DANUZA
LEÃO
Pondo os pingos nos
is
Não
me lembro de alguém citar o repórter que descobriu Bispo do Rosário, mas eu sei
quem ele foi
A
Bienal de São Paulo deste ano vai ter Arthur Bispo do Rosário como sua estrela
maior, e ele merece. É fundamental ver o que ele fez e se comover com a beleza
da obra desse singular personagem, marinheiro em sua juventude.
Um
dia, a partir de uma alucinação, Bispo se acreditou enviado de Deus, razão que
o levou a ser internado na Colônia Juliano Moreira, um depósito de loucos,
lugar onde as pessoas entravam e só saiam depois de mortos.
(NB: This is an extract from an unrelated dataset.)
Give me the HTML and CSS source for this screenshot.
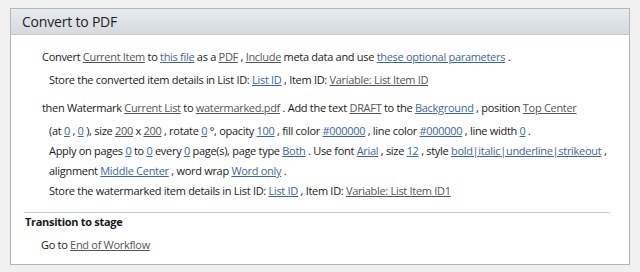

Lá ficou durante 50
anos, sendo que parte deles encerrado dentro de uma pequena cela, de onde se
recusava a sair.
Foi
nessa cela que Bispo começou a trabalhar com tudo que encontrava: tirava fios
de camisas e lençóis, um por um, para costurar, usava palha de vassouras de
piaçava, botões, colheres, canecas, pentes, tampas de garrafa, objetos
hospitalares e toda a sucata disponível e com isso produzia objetos insólitos;
em suas mãos tudo virava arte, seus estandartes eram comoventes, mas nada foi
mais grandioso que o "Manto da Apresentação".
Nesse
manto, que bordou durante 30 anos, ele catalogou o mundo, bordando nomes de
pessoas, artistas, cantores, países, acontecimentos, faixas de misses,
retratando tudo o que ele lembrava ou ouvia falar que existia; tudo o que ele
fazia era perturbador. Esse manto foi feito para ser usado no momento em que o
mundo se encontraria com o Todo Poderoso, e que seria seu grande encontro com
Deus.
Chamado
de "o senhor do labirinto", Bispo tinha seu universo particular,
alucinado e delirante, mas sempre com algo de sagrado. Suas obras, que foram
expostas na Bienal de Veneza, devem ser vistas com muita atenção, lembrando das
circunstâncias e condições em que foram criadas.
Há
muitos anos vi uma exposição dele no Rio, numa pequena sala num 15º andar, se
não me engano da Caixa Econômica, e que não fez nenhum sucesso. Ele ainda não
era famoso, mas eu tinha minhas razões para ir vê-la, e vou contar.
Num
domingo de 1980, eu estava em casa, quando me telefonou um jovem repórter da TV
Globo dizendo, em tom urgente e excitado, que eu não podia deixar de ver o
"Fantástico" naquela noite.
Ele
havia ido fazer uma matéria para expor as terríveis condições dos internos da
Colônia Juliano Moreira, e como era muito curioso, como todo bom repórter, foi
fuçando tudo, até que viu uma cela escura; entrou e encontrou um estranho
homem, sozinho, cercado de panos bordados e objetos sem nenhum significado
aparente.
Ele
entrou e conseguiu dialogar com o homem (que você já adivinhou ser Bispo do
Rosário). Rolou uma simpatia, e Bispo não só mostrou tudo o que vinha fazendo
havia sete anos, sem sair da cela nem um só dia, como também contou de onde
tirava o material, e como fazia suas obras, o que deu uma matéria inacreditável
no "Fantástico"; foi depois desse programa que Bispo do Rosário
surgiu para o mundo.
A
partir daí a classe artística o descobriu, suas obras foram expostas em museus,
galerias, e livros escritos sobre sua pessoa. Livros que ele provavelmente não
entenderia, se lesse.
Um
ser tão extraordinário como Bispo do Rosário seria descoberto mais dia menos
dia, imagino. Ou não; e se algum servente do hospital resolvesse fazer uma
faxina em sua cela antes da matéria aparecer na TV, e jogasse tudo que
encontrasse num lixão?
Nunca
vamos ter resposta para isso, e não me lembro de jamais ter ouvido alguém citar
o nome desse repórter, o primeiro a vislumbrar a importância de Arthur Bispo do
Rosário, mas eu sei quem ele foi.
Seu
nome era Samuel Wainer Filho, e ele era meu filho.